If the identity were \sqrt{x^2} = x (without the absolute value), the graph would be the line y = x — going negative on the left. But the square root symbol's output cannot go below zero. The V-shape is what reconciles "output is non-negative" with "input can be anything."

Simplify $\sqrt{4x^2 - 12x + 9}$ (with no restriction on $x$).

First notice that 4x^2 - 12x + 9 = (2x - 3)^2, a perfect square.
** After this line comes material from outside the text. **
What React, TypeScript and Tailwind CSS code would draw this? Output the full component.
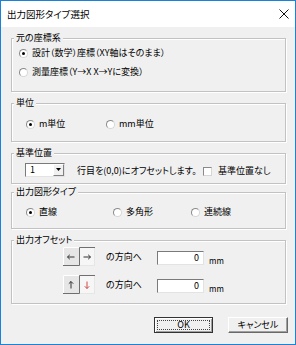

So

\sqrt{4x^2 - 12x + 9} = \sqrt{(2x - 3)^2} = |2x - 3|.

Do not write 2x - 3. The bars are needed because 2x - 3 could be negative (whenever x < 3/2).

If later the problem tells you x \geq 2, then 2x - 3 \geq 1 > 0, and you can drop the bars: |2x - 3| = 2x - 3. But do not drop them before.

Why spot the perfect square first: once you recognise that the radicand is (2x-3)^2, the simplification is forced — \sqrt{(\text{anything})^2} = |\text{anything}|. The harder half of these problems is always the algebra step, not the absolute-value step.

Where this habit pays the most

Four settings where bar-carrying directly saves marks:

Solving equations with \sqrt{f(x)^2} on one side. Always rewrite as |f(x)| = \ldots first. Split into cases afterwards.
Definite integrals over symmetric intervals. When integrating \sqrt{f(x)^2} over [-a, a], the integrand is |f(x)|, which may behave very differently from f(x) on the left half of the interval. Pretending it is just f(x) can produce wrong answers.
Domain of a function like g(x) = \sqrt{x^2 - 4}. The domain is \{x : x^2 \geq 4\} = (-\infty, -2] \cup [2, \infty), which comes from solving |x| \geq 2. If you carelessly write \sqrt{x^2} = x, you miss the left branch.
Simplifying \sqrt{a^2 b} with a unknown. Write |a|\sqrt{b}, not a\sqrt{b}. JEE answer keys often accept either only when the problem explicitly says a > 0.

The one-line rule

\sqrt{x^2} = |x|, always. Write the bars. Drop them only when the problem or context guarantees the sign is non-negative. This tiny habit catches a category of lost solutions that would otherwise quietly eat your marks.